Written and Directed by Greg Allen
at
Chopin Theatre, 1543 W. Division (map)
through November 28   |  tickets: $14-$28  |  more info

Reviewed by Barry Eitel

At the last three productions I’ve seen put on by The Hypocrites, arguably the local leader in avant garde storefront, there’s been some blatant reference to the originating text. In Sean Graney’s stage adaptation of Frankenstein last year (our review ★★), the pages of numerous copies of Mary Shelley’s book were pasted on The Hypocrites - K - by Greg Allen001the back wall. In No Exit (review ★★★), Inez splattered toothpaste all over the set and tacked on leaves from Jean Paul-Sartre’s Being and Nothingness. And in their season opener K., translated from “The Trial”, a semi-finished novel from that proto-surrealist genius, Franz Kafka, characters read, toss around, and swear upon a tiny copy of Kafka’s chilling story. The stage adaptation and direction are the handiwork of Neo-Futurist Greg Allen, a master of metatheatricality. The production unravels in the last few scenes, but the darkly funny story is an enthralling journey. One wonders, considering that Kafka died before finishing “The Trial” (or any novels, really), if this is sort of the point.

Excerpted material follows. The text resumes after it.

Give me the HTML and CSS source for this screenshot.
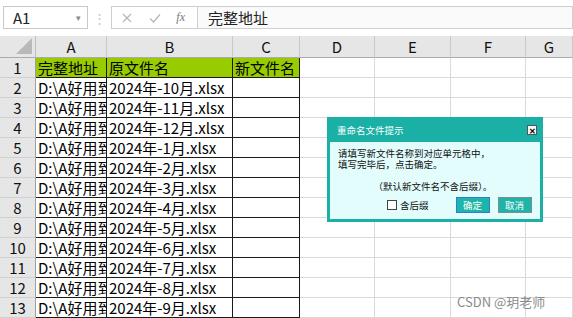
FILE: index.html
```html
<!DOCTYPE html>
<html lang="zh">
<head>
<meta charset="utf-8">
<link rel="stylesheet" href="styles.css">
</head>
<body>
<div class="app">
  <div class="fbar">
    <div class="namebox"><span>A1</span><span class="caret">▾</span></div>
    <div class="grip">⋮</div>
    <div class="fxbox">
      <svg width="14" height="14" viewBox="0 0 14 14"><path d="M3 3 L11 11 M11 3 L3 11" stroke="#b5b5b5" stroke-width="1.2" fill="none"/></svg>
      <svg width="14" height="14" viewBox="0 0 14 14"><path d="M2 7.5 L5.5 11 L12 3.5" stroke="#b5b5b5" stroke-width="1.2" fill="none"/></svg>
      <span class="fx">fx</span>
    </div>
    <div class="finput">完整地址</div>
  </div>
  <div class="sheet">
    <div class="corner"><span class="tri"></span></div>
    <div class="ch">A</div><div class="ch">B</div><div class="ch">C</div><div class="ch">D</div><div class="ch">E</div><div class="ch">F</div><div class="ch">G</div>

    <div class="rh">1</div><div class="c d g a">完整地址</div><div class="c d g">原文件名</div><div class="c d g">新文件名</div><div class="c"></div><div class="c"></div><div class="c"></div><div class="c"></div>
    <div class="rh">2</div><div class="c d a">D:\A好用到</div><div class="c d">2024年-10月.xlsx</div><div class="c d"></div><div class="c"></div><div class="c"></div><div class="c"></div><div class="c"></div>
    <div class="rh">3</div><div class="c d a">D:\A好用到</div><div class="c d">2024年-11月.xlsx</div><div class="c d"></div><div class="c"></div><div class="c"></div><div class="c"></div><div class="c"></div>
    <div class="rh">4</div><div class="c d a">D:\A好用到</div><div class="c d">2024年-12月.xlsx</div><div class="c d"></div><div class="c"></div><div class="c"></div><div class="c"></div><div class="c"></div>
    <div class="rh">5</div><div class="c d a">D:\A好用到</div><div class="c d">2024年-1月.xlsx</div><div class="c d"></div><div class="c"></div><div class="c"></div><div class="c"></div><div class="c"></div>
    <div class="rh">6</div><div class="c d a">D:\A好用到</div><div class="c d">2024年-2月.xlsx</div><div class="c d"></div><div class="c"></div><div class="c"></div><div class="c"></div><div class="c"></div>
    <div class="rh">7</div><div class="c d a">D:\A好用到</div><div class="c d">2024年-3月.xlsx</div><div class="c d"></div><div class="c"></div><div class="c"></div><div class="c"></div><div class="c"></div>
    <div class="rh">8</div><div class="c d a">D:\A好用到</div><div class="c d">2024年-4月.xlsx</div><div class="c d"></div><div class="c"></div><div class="c"></div><div class="c"></div><div class="c"></div>
    <div class="rh">9</div><div class="c d a">D:\A好用到</div><div class="c d">2024年-5月.xlsx</div><div class="c d"></div><div class="c"></div><div class="c"></div><div class="c"></div><div class="c"></div>
    <div class="rh">10</div><div class="c d a">D:\A好用到</div><div class="c d">2024年-6月.xlsx</div><div class="c d"></div><div class="c"></div><div class="c"></div><div class="c"></div><div class="c"></div>
    <div class="rh">11</div><div class="c d a">D:\A好用到</div><div class="c d">2024年-7月.xlsx</div><div class="c d"></div><div class="c"></div><div class="c"></div><div class="c"></div><div class="c"></div>
    <div class="rh">12</div><div class="c d a">D:\A好用到</div><div class="c d">2024年-8月.xlsx</div><div class="c d"></div><div class="c"></div><div class="c"></div><div class="c"></div><div class="c"></div>
    <div class="rh">13</div><div class="c d a">D:\A好用到</div><div class="c d">2024年-9月.xlsx</div><div class="c d"></div><div class="c"></div><div class="c"></div><div class="c"></div><div class="c"></div>
  </div>

  <div class="dialog">
    <div class="dtitle"><span>重命名文件提示</span><span class="dclose">✕</span></div>
    <div class="dbody">
      <p class="dline">请填写新文件名称到对应单元格中，<br>填写完毕后，点击确定。</p>
      <p class="dnote">（默认新文件名不含后缀）。</p>
      <div class="dactions">
        <label class="chk"><span class="box"></span>含后缀</label>
        <span class="btn ok">确定</span>
        <span class="btn">取消</span>
      </div>
    </div>
  </div>

  <div class="wm">CSDN @玥老师</div>
</div>
</body>
</html>
```

FILE: styles.css
```css
* { box-sizing: border-box; }
html, body { margin: 0; padding: 0; background: #fff; }
body { font-family: "Noto Sans CJK SC", "Noto Sans", sans-serif; color: #000; }
.app { position: relative; width: 573px; height: 318px; overflow: hidden; }

.fbar { display: flex; align-items: flex-start; height: 36px; padding-top: 6px; background: #fff; }
.namebox { margin-left: 3px; width: 85px; height: 23px; border: 1px solid #c8c8c8; display: flex; align-items: center; justify-content: space-between; padding: 0 6px 0 9px; font-size: 15px; line-height: 1; color: #222; }
.namebox .caret { font-size: 9px; color: #888; }
.grip { width: 23px; height: 23px; text-align: center; color: #c4c4c4; font-size: 13px; line-height: 23px; }
.fxbox { width: 86px; height: 23px; border: 1px solid #cfcfcf; border-right: none; display: flex; align-items: center; justify-content: space-between; padding: 0 12px 0 8px; background: #fff; }
.fxbox .fx { font-family: "Liberation Serif", serif; font-style: italic; font-size: 12px; color: #777; }
.finput { flex: 1; height: 23px; border: 1px solid #cfcfcf; background: #fafafa; font-size: 15px; line-height: 21px; padding-left: 10px; color: #222; }

.sheet { display: grid; grid-template-columns: 36px 71px 126px 67px 75px 76px 75px 47px; grid-template-rows: 22px repeat(13, 20px); font-size: 15px; }
.corner { background: #e6e6e6; border-right: 1px solid #bdbdbd; border-bottom: 1px solid #ababab; position: relative; }
.tri { position: absolute; right: 3px; bottom: 3px; width: 0; height: 0; border-left: 16px solid transparent; border-bottom: 16px solid #b9b9b9; }
.ch { background: #e6e6e6; border-right: 1px solid #c9c9c9; border-bottom: 1px solid #ababab; text-align: center; line-height: 21px; color: #111; }
.rh { background: #e6e6e6; border-right: 1px solid #9e9e9e; border-bottom: 1px solid #d0d0d0; text-align: center; line-height: 19px; color: #111; }
.c { border-right: 1px solid #dadada; border-bottom: 1px solid #dadada; line-height: 19px; white-space: nowrap; overflow: hidden; padding-left: 2px; }
.c.d { border-right-color: #1a1a1a; border-bottom-color: #1a1a1a; }
.c.g { background: #99cc00; }

.dialog { position: absolute; left: 327px; top: 117px; width: 216px; height: 105px; background: #1ab0a6; padding: 0 3px 3px 3px; font-size: 9.5px; display: flex; flex-direction: column; }
.dtitle { flex: 0 0 25px; height: 25px; display: flex; align-items: center; justify-content: space-between; color: #fff; padding: 0 3px 0 7px; }
.dclose { width: 10px; height: 10px; background: #f4f4f4; color: #000; font-size: 8px; line-height: 10px; text-align: center; font-weight: bold; border: 1px solid #555; }
.dbody { flex: 1; background: #e2fdfc; padding: 6px 0 0 8px; color: #111; }
.dline { margin: 0; line-height: 11px; white-space: nowrap; }
.dnote { margin: 11px 0 0 0; text-align: center; padding-right: 12px; line-height: 11px; white-space: nowrap; }
.dactions { display: flex; align-items: center; margin-top: 5px; padding-left: 49px; white-space: nowrap; }
.chk { display: flex; align-items: center; gap: 3px; margin-right: 27px; white-space: nowrap; }
.box { flex: 0 0 10px; width: 10px; height: 10px; border: 1px solid #444; background: #fff; }
.btn { flex: 0 0 34px; width: 34px; height: 16px; background: #1fb4a8; color: #fff; text-align: center; line-height: 14px; border: 1px solid #7a8f8d; margin-right: 8px; }
.btn.ok { border-color: #2a7fd4; }

.wm { position: absolute; left: 457px; top: 292px; font-family: "Noto Sans CJK SC", sans-serif; font-size: 13px; color: #8a8a8a; }
```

Allen first penned his adaptation in 1996. “K.” is Josef K., Kafka’s unwitting protagonist in his slamming critique of law, order, and bureaucracy. “The Trial” is pretty much an expressionist legal thriller, with less crime and more paperwork. K.’s monotonous life is disrupted when he is arrested one morning, but not detained and never told what offense he committed (the police don’t even know). The rest of the piece follows K.’s long, occasionally action-packed struggle to get his trial to go to trial.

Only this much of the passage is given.